Kurdistan leader, Massoud Barzani, described the federal court’s opinion as “purely political” and contrary to the Iraqi federal constitution. “The aim of it [the court’s decision] is to antagonise the Kurdistan Region and the federal system in Iraq,” Barzani, the leader of the ruling Kurdistan Democratic Party, said.

“We hope that the governments of Iraq and the Kurdistan Region will be able to overcome the obstacles and agree on the oil and gas file,” Barzani added in a statement.

Oil and gas are valuable to Iraq’s economy, which is the second-largest producer in the Organization of the Petroleum Exporting Countries (OPEC).

In 2020, Iran produced less than two million barrels per day of crude oil, a 40-year low, according to the US Energy Information Administration. According to the Law Reviews, if the Kurdistan region “were an independent country, the amount of oil and gas reserves would place it among the top 10 oil-rich countries in the world”. 

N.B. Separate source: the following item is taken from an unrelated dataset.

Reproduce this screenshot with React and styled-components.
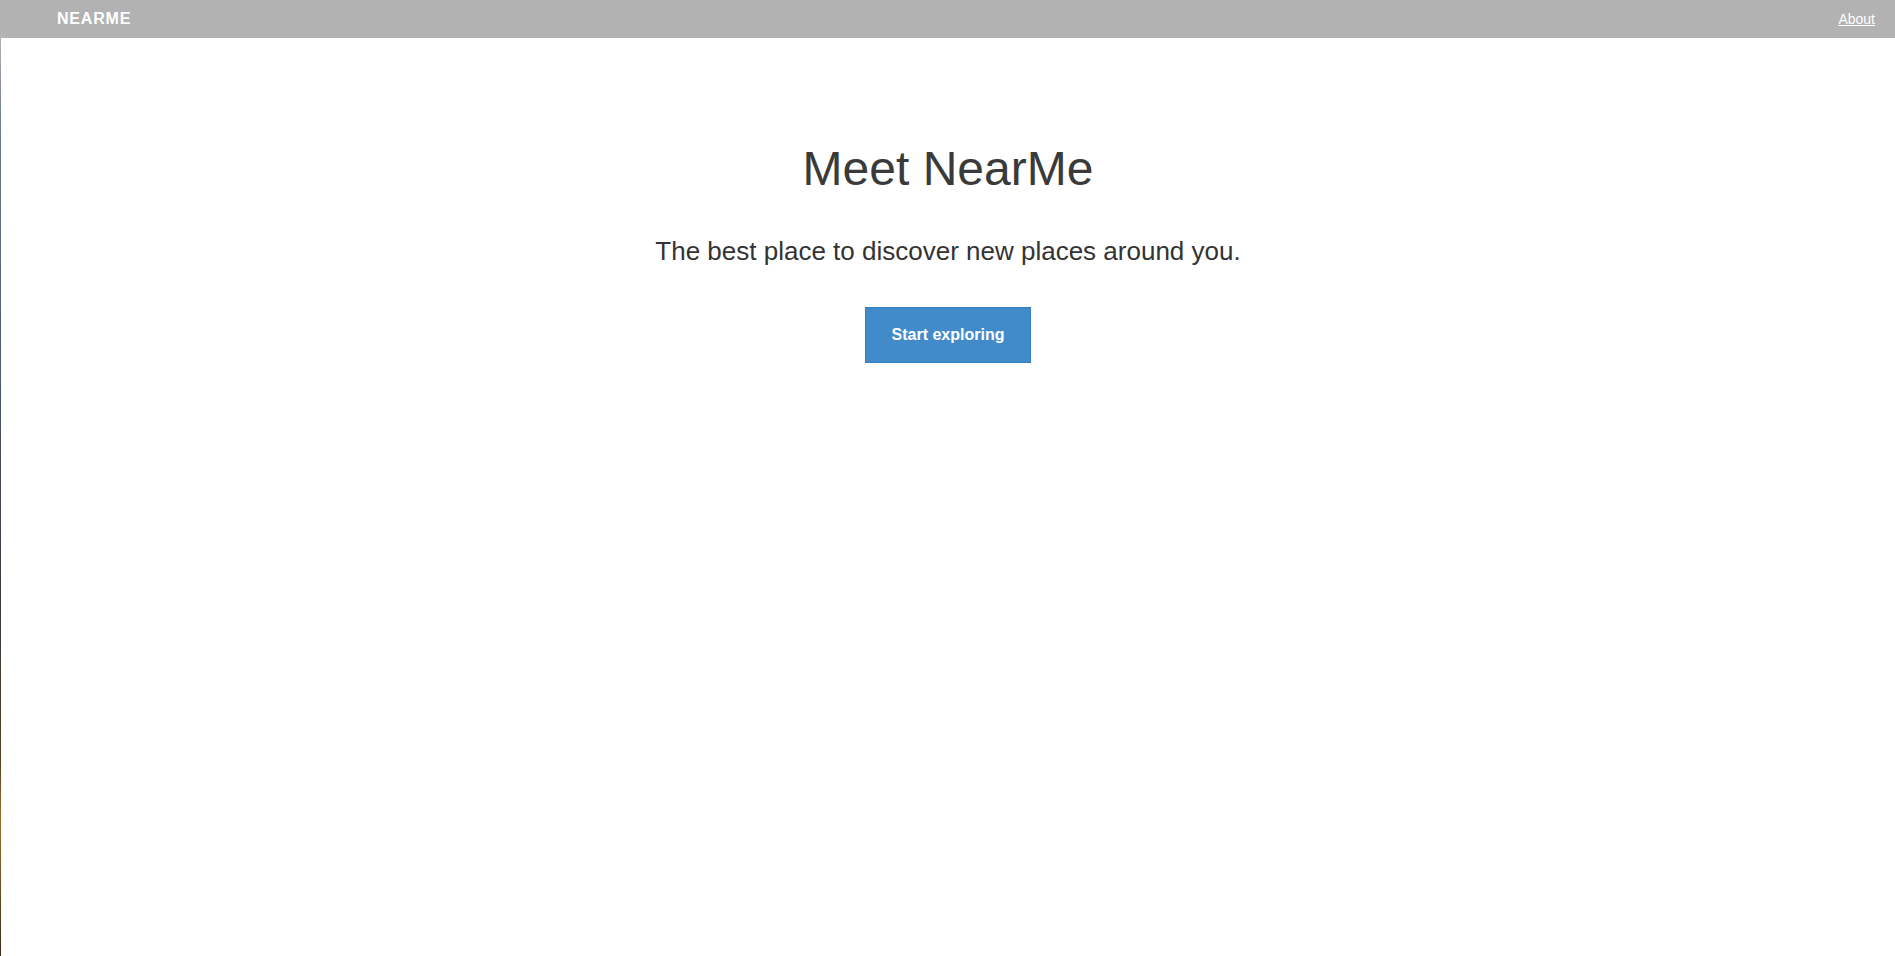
import React from "react";
import styled, { createGlobalStyle } from "styled-components";

const GlobalStyle = createGlobalStyle`
  html, body {
    margin: 0;
    padding: 0;
    background: #fff;
  }
  body {
    font-family: "Liberation Sans", Arial, Helvetica, sans-serif;
    color: #333;
  }
`;

const Page = styled.div`
  min-height: 956px;
  border-left: 1px solid transparent;
  border-image: linear-gradient(
      to bottom,
      #b2b2b2 0,
      #b2b2b2 38px,
      #6f7c93 120px,
      #4a5470 400px,
      #3a3a40 600px,
      #5a4020 760px,
      #a0702a 820px,
      #3a2a18 956px
    )
    1;
`;

const NavBar = styled.header`
  height: 38px;
  background: #b2b2b2;
  display: flex;
  align-items: center;
  justify-content: space-between;
  padding: 0 20px 0 56px;
`;

const Brand = styled.a`
  color: #fff;
  font-size: 16px;
  font-weight: bold;
  letter-spacing: 0.8px;
  text-decoration: none;
`;

const NavLink = styled.a`
  color: #fff;
  font-size: 14px;
  text-decoration: underline;
`;

const Hero = styled.main`
  display: flex;
  flex-direction: column;
  align-items: center;
  padding-top: 103px;
`;

const Title = styled.h1`
  margin: 0;
  font-size: 48px;
  font-weight: 300;
  line-height: 56px;
  color: #3a3a3a;
`;

const Tagline = styled.p`
  margin: 38px 0 0;
  font-size: 26px;
  line-height: 32px;
  color: #333;
`;

const Button = styled.a`
  margin-top: 40px;
  display: inline-block;
  padding: 17px 26px;
  line-height: 20px;
  font-size: 16px;
  font-weight: bold;
  color: #fff;
  background: #428bca;
  border: 1px solid #357ebd;
  text-decoration: none;
  cursor: pointer;
`;

export default function App() {
  return (
    <Page>
      <GlobalStyle />
      <NavBar>
        <Brand href="#">NEARME</Brand>
        <NavLink href="#">About</NavLink>
      </NavBar>
      <Hero>
        <Title>Meet NearMe</Title>
        <Tagline>The best place to discover new places around you.</Tagline>
        <Button>Start exploring</Button>
      </Hero>
    </Page>
  );
}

The Kurdish region delivers 250,000 of its more than 400,000 barrels of oil per day to Baghdad, in return for its share of the federal budget, as per a deal between Baghdad and the Kurdish capital Erbil, AFP reported. The share is used to pay the salaries of Kurdish civil servants and Peshmerga fighters.

The ruling could reignite long-standing tensions, with Kurdish authorities unlikely to comply, given years of disputes over Baghdad's share of Kurdish petrol.